In fact, voters are required to provide proof of identity and some states require the signatures of witnesses on mail-in ballots.

A survey published Friday by researchers from several major universities, including Harvard and Rutgers, found that 22 percent of Americans oppose voting-by-mail, yet 63 percent of those eligible to vote plan to rely on postal ballots this year, compared with 21 percent in 2016.

While there is no evidence to date of significant fraud in connection with postal voting, neither the US Postal Service nor state and local election officials have experience in handling the volume of mail-in ballots expected in November.

Earlier this month, several Democrats who competed in June’s primaries in New York State sued the electoral authorities for rejecting valid mail-in ballots that – through no fault of the voter – lacked a postmark.

Suraj Patel, who unsuccessfully challenged Congresswoman Carolyn Maloney, said that thousands of ballots went uncounted.

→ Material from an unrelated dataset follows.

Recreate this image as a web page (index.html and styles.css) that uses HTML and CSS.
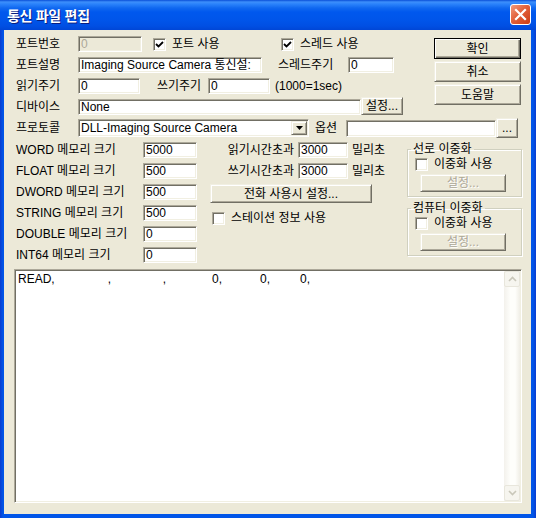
FILE: index.html
```html
<!DOCTYPE html>
<html lang="ko">
<head>
<meta charset="utf-8">
<title>통신 파일 편집</title>
<link rel="stylesheet" href="styles.css">
</head>
<body>
<div class="window">
  <div class="titlebar">
    <span class="title">통신 파일 편집</span>
    <span class="close"><svg width="13" height="13" viewBox="0 0 13 13"><path d="M2 2 L11 11 M11 2 L2 11" stroke="#fff" stroke-width="2.2" stroke-linecap="square"/></svg></span>
  </div>
  <div class="frame">
    <div class="client">
      <div class="top">
        <div class="topleft">
          <div class="row">
            <span class="lbl w62">포트번호</span>
            <span class="edit disabled w64">0</span>
            <span class="chk w128 ml11"><span class="box"><svg width="9" height="9" viewBox="0 0 9 9"><polyline points="1,4 3.5,6.5 8,2" fill="none" stroke="#000" stroke-width="1.8"/></svg></span>포트 사용</span>
            <span class="chk"><span class="box"><svg width="9" height="9" viewBox="0 0 9 9"><polyline points="1,4 3.5,6.5 8,2" fill="none" stroke="#000" stroke-width="1.8"/></svg></span>스레드 사용</span>
          </div>
          <div class="row">
            <span class="lbl w62">포트설명</span>
            <span class="edit w184">Imaging Source Camera 통신설:</span>
            <span class="lbl w70 ml16">스레드주기</span>
            <span class="edit w46">0</span>
          </div>
          <div class="row">
            <span class="lbl w62">읽기주기</span>
            <span class="edit w62e">0</span>
            <span class="lbl w51 ml17">쓰기주기</span>
            <span class="edit w62e">0</span>
            <span class="lbl ml5">(1000=1sec)</span>
          </div>
          <div class="row">
            <span class="lbl w62">디바이스</span>
            <span class="edit w283">None</span>
            <button class="btn small ml4">설정...</button>
          </div>
        </div>
        <div class="btncol">
          <button class="btn big default">확인</button>
          <button class="btn big">취소</button>
          <button class="btn big">도움말</button>
        </div>
      </div>
      <div class="row row5">
        <span class="lbl w62">프로토콜</span>
        <span class="select"><span class="seltext">DLL-Imaging Source Camera</span><span class="arrow"><svg width="7" height="4" viewBox="0 0 7 4"><path d="M0 0 H7 L3.5 4 Z" fill="#000"/></svg></span></span>
        <span class="lbl w31 ml6">옵션</span>
        <span class="edit w150"></span>
        <button class="btn dots ml2">...</button>
      </div>
      <div class="mid">
        <div class="memcol">
          <div class="row"><span class="lbl w128">WORD 메모리 크기</span><span class="edit w54">5000</span></div>
          <div class="row"><span class="lbl w128">FLOAT 메모리 크기</span><span class="edit w54">500</span></div>
          <div class="row"><span class="lbl w128">DWORD 메모리 크기</span><span class="edit w54">500</span></div>
          <div class="row"><span class="lbl w128">STRING 메모리 크기</span><span class="edit w54">500</span></div>
          <div class="row"><span class="lbl w128">DOUBLE 메모리 크기</span><span class="edit w54">0</span></div>
          <div class="row"><span class="lbl w128">INT64 메모리 크기</span><span class="edit w54">0</span></div>
        </div>
        <div class="timecol">
          <div class="row"><span class="lbl rlbl">읽기시간초과</span><span class="edit w50">3000</span><span class="lbl ml4">밀리초</span></div>
          <div class="row"><span class="lbl rlbl">쓰기시간초과</span><span class="edit w50">3000</span><span class="lbl ml4">밀리초</span></div>
          <button class="btn phone">전화 사용시 설정...</button>
          <span class="chk station"><span class="box"></span>스테이션 정보 사용</span>
        </div>
        <div class="groupcol">
          <fieldset class="group">
            <legend>선로 이중화</legend>
            <span class="chk gchk"><span class="box"></span>이중화 사용</span>
            <button class="btn gbtn" disabled>설정...</button>
          </fieldset>
          <fieldset class="group g2">
            <legend>컴퓨터 이중화</legend>
            <span class="chk gchk"><span class="box"></span>이중화 사용</span>
            <button class="btn gbtn" disabled>설정...</button>
          </fieldset>
        </div>
      </div>
      <div class="memo">
        <div class="memotext">
          <div class="line"><span class="c c1">READ,</span><span class="c c2">,</span><span class="c c3">,</span><span class="c c4">0,</span><span class="c c5">0,</span><span class="c c6">0,</span></div>
        </div>
        <div class="vscroll">
          <span class="sbtn"><svg width="9" height="6" viewBox="0 0 9 6"><polyline points="1,5 4.5,1.5 8,5" fill="none" stroke="#C9C7BA" stroke-width="1.6"/></svg></span>
          <span class="track"></span>
          <span class="sbtn"><svg width="9" height="6" viewBox="0 0 9 6"><polyline points="1,1 4.5,4.5 8,1" fill="none" stroke="#C9C7BA" stroke-width="1.6"/></svg></span>
        </div>
      </div>
    </div>
  </div>
</div>
</body>
</html>
```
FILE: styles.css
```css
html, body {
  margin: 0;
  padding: 0;
  background: #ffffff;
}
body {
  font-family: "Liberation Sans", "Noto Sans CJK KR", sans-serif;
  font-size: 12px;
  color: #000;
}
.window {
  width: 536px;
  height: 518px;
  display: flex;
  flex-direction: column;
}
.titlebar {
  height: 30px;
  flex: none;
  display: flex;
  align-items: center;
  justify-content: space-between;
  padding: 0 5px 0 7px;
  box-sizing: border-box;
  background: linear-gradient(to bottom, #0a4fd8 0px, #3d8ffb 2px, #2b83fb 4px, #1068f0 8px, #0058ee 12px, #0055ea 20px, #004fe3 26px, #0046d6 30px);
}
.title {
  color: #fff;
  font-family: "Noto Sans CJK KR", sans-serif;
  font-weight: bold;
  font-size: 14px;
  line-height: 16px;
  letter-spacing: -0.3px;
  text-shadow: 1px 1px 0 #0a1e80;
}
.close {
  width: 21px;
  height: 21px;
  box-sizing: border-box;
  border: 1px solid #fff;
  border-radius: 3px;
  background: linear-gradient(135deg, #f19a7d 0%, #e2613b 45%, #cc3c13 100%);
  display: flex;
  align-items: center;
  justify-content: center;
  margin-top: -1px;
}
.frame {
  flex: 1;
  display: flex;
  padding: 0 5px 4px 4px;
  background: linear-gradient(to right, #0a3ccf 0px, #0055e8 3px, #0055e8 calc(100% - 3px), #0a3ccf 100%);
}
.client {
  flex: 1;
  background: #ECE9D8;
  display: flex;
  flex-direction: column;
  padding: 6px 9px 11px 10px;
}
.top {
  display: flex;
  margin-left: 2px;
}
.topleft {
  width: 418px;
  display: flex;
  flex-direction: column;
  gap: 5px;
}
.btncol {
  width: 87px;
  display: flex;
  flex-direction: column;
  gap: 2px;
  margin-top: 2px;
}
.row {
  height: 16px;
  display: flex;
  align-items: center;
  flex: none;
}
.row5 {
  margin-top: 5px;
  margin-left: 2px;
}
.lbl {
  line-height: 16px;
  white-space: nowrap;
  flex: none;
}
.w62 { width: 62px; }
.w70 { width: 70px; }
.w51 { width: 51px; }
.w31 { width: 31px; }
.w128 { width: 127px; }
.ml2 { margin-left: 2px; }
.ml4 { margin-left: 4px; }
.ml5 { margin-left: 5px; }
.ml6 { margin-left: 6px; }
.ml11 { margin-left: 11px; }
.ml16 { margin-left: 16px; }
.ml17 { margin-left: 17px; }

.edit {
  height: 16px;
  box-sizing: border-box;
  background: #fff;
  border-style: solid;
  border-width: 1px;
  border-color: #ACA899 #fff #fff #ACA899;
  box-shadow: inset 1px 1px 0 #716F64, inset -1px -1px 0 #F1EFE2;
  padding: 0 2px 0 2px;
  line-height: 14px;
  white-space: nowrap;
  overflow: hidden;
  flex: none;
}
.edit.disabled {
  background: #ECE9D8;
  color: #ACA899;
}
.w64 { width: 64px; }
.w184 { width: 184px; }
.w46 { width: 46px; }
.w62e { width: 62px; }
.w283 { width: 283px; }
.w150 { width: 150px; height: 17px; }
.w54 { width: 54px; }
.w50 { width: 50px; }

.chk {
  display: flex;
  align-items: center;
  white-space: nowrap;
  line-height: 16px;
  height: 16px;
  flex: none;
}
.w128.chk { width: 128px; }
.box {
  width: 13px;
  height: 13px;
  box-sizing: border-box;
  background: #fff;
  border-style: solid;
  border-width: 1px;
  border-color: #ACA899 #fff #fff #ACA899;
  box-shadow: inset 1px 1px 0 #716F64, inset -1px -1px 0 #F1EFE2;
  display: flex;
  align-items: center;
  justify-content: center;
  margin-right: 6px;
  flex: none;
}

.btn {
  font-family: "Liberation Sans", "Noto Sans CJK KR", sans-serif;
  font-size: 12px;
  color: #000;
  background: #ECE9D8;
  box-sizing: border-box;
  padding: 0;
  margin: 0;
  border-style: solid;
  border-width: 1px;
  border-color: #F1EFE2 #716F64 #716F64 #F1EFE2;
  box-shadow: inset 1px 1px 0 #fff, inset -1px -1px 0 #ACA899;
  display: flex;
  align-items: center;
  justify-content: center;
  line-height: 14px;
  white-space: nowrap;
  flex: none;
}
.btn.big {
  width: 87px;
  height: 21px;
}
.btn.default {
  border-color: #000;
  box-shadow: inset 1px 1px 0 #fff, inset -1px -1px 0 #716F64, inset -2px -2px 0 #ACA899;
}
.btn.small {
  width: 42px;
  height: 18px;
  margin-top: -2px;
}
.btn.dots {
  width: 22px;
  height: 20px;
}
.btn:disabled {
  color: #ACA899;
  text-shadow: 1px 1px 0 #fff;
}

.select {
  width: 231px;
  height: 18px;
  box-sizing: border-box;
  background: #fff;
  border-style: solid;
  border-width: 1px;
  border-color: #ACA899 #fff #fff #ACA899;
  box-shadow: inset 1px 1px 0 #716F64, inset -1px -1px 0 #F1EFE2;
  display: flex;
  align-items: center;
  padding: 1px 1px 1px 2px;
  flex: none;
}
.seltext {
  flex: 1;
  line-height: 14px;
  white-space: nowrap;
}
.arrow {
  width: 16px;
  height: 14px;
  box-sizing: border-box;
  background: #ECE9D8;
  border-style: solid;
  border-width: 1px;
  border-color: #F1EFE2 #716F64 #716F64 #F1EFE2;
  box-shadow: inset 1px 1px 0 #fff, inset -1px -1px 0 #ACA899;
  display: flex;
  align-items: center;
  justify-content: center;
}

.mid {
  display: flex;
  margin-top: 6px;
  margin-left: 2px;
}
.memcol {
  width: 194px;
  display: flex;
  flex-direction: column;
  gap: 5px;
}
.timecol {
  width: 197px;
  display: flex;
  flex-direction: column;
  gap: 5px;
}
.rlbl {
  width: 88px;
  text-align: right;
  padding-right: 4px;
  box-sizing: border-box;
}
.btn.phone {
  width: 162px;
  height: 19px;
}
.chk.station {
  margin-top: 2px;
  margin-left: 2px;
}
.groupcol {
  width: 115px;
  display: flex;
  flex-direction: column;
}
.group {
  margin: 0;
  padding: 0 0 4px 3px;
  border: 1px solid #D0D0BF;
  box-shadow: inset 1px 1px 0 #fff, 1px 1px 0 #fff;
  display: flex;
  flex-direction: column;
  min-width: 0;
}
.group legend {
  padding: 0 2px;
  line-height: 14px;
  height: 14px;
  font-size: 12px;
  white-space: nowrap;
}
.group.g2 {
  margin-top: 4px;
}
.gchk {
  margin-top: 0;
  margin-left: 4px;
}
.btn.gbtn {
  width: 86px;
  height: 18px;
  margin-top: 2px;
  margin-left: 9px;
}

.memo {
  flex: 1;
  margin-top: 6px;
  display: flex;
  box-sizing: border-box;
  background: #fff;
  border-style: solid;
  border-width: 1px;
  border-color: #ACA899 #fff #fff #ACA899;
  box-shadow: inset 1px 1px 0 #716F64, inset -1px -1px 0 #F1EFE2;
  padding: 1px;
}
.memotext {
  flex: 1;
  padding: 1px 2px;
}
.line {
  display: flex;
  line-height: 14px;
  white-space: pre;
}
.c {
  display: inline-block;
  text-align: right;
}
.c1 { width: 37px; text-align: left; }
.c2 { width: 56px; }
.c3 { width: 55px; }
.c4 { width: 56px; }
.c5 { width: 48px; }
.c6 { width: 40px; }
.vscroll {
  width: 16px;
  display: flex;
  flex-direction: column;
  background: linear-gradient(to right, #F3F1EC, #FEFEFB 40%, #FEFEFB 70%, #F0EEE6);
}
.sbtn {
  height: 16px;
  box-sizing: border-box;
  border: 1px solid #E8E6DC;
  border-radius: 2px;
  background: #F6F5EF;
  display: flex;
  align-items: center;
  justify-content: center;
}
.track {
  flex: 1;
}
```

“We know that nearly 25 percent of people who actually went through the trouble of requesting a ballot, getting it, voting and dropping it in the mail will not have their ballots counted,” Patel told CBS2 television in New York.

Trump’s Democratic predecessor in the White House, Barack Obama, said Thursday that the Republican incumbent is attacking the voting rights of minorities “with surgical precision.”

“Even as we sit here, there are those in power who are doing their darnedest to discourage people from voting by closing polling locations and targeting minorities and students with restrictive ID laws,” the country’s first African American president said in his eulogy for Congressman John Lewis, an icon of the civil rights movement.

Without mentioning Trump by name, Obama said that the administration is “even undermining the Postal Service in the run-up to an election that’s going to be dependent on mail-in ballots so people don’t get sick.”

On another front, the White House continues to tinker with the 2020 Census. After courts blocked the administration’s bid to include a question about citizenship, Trump has sought to exclude non-citizens from the counts that determine how many seats each state has in the House of Representatives.

Such a move would almost certainly result in reducing the number of seats for California and other Democratic-voting states with large immigrant populations.

On Friday, National Public Radio reported that the Census Bureau was planning to end door-to-door canvassing a month earlier than originally scheduled.

“I’m very fearful we’re going to have a massive undercount,” one Census Bureau manager said to NPR, speaking on condition of anonymity.

Forty percent of households have yet to return the Census forms sent by mail and in-person interviews are seen as vital in ensuring the accurate enumeration of the population that the US Constitution requires.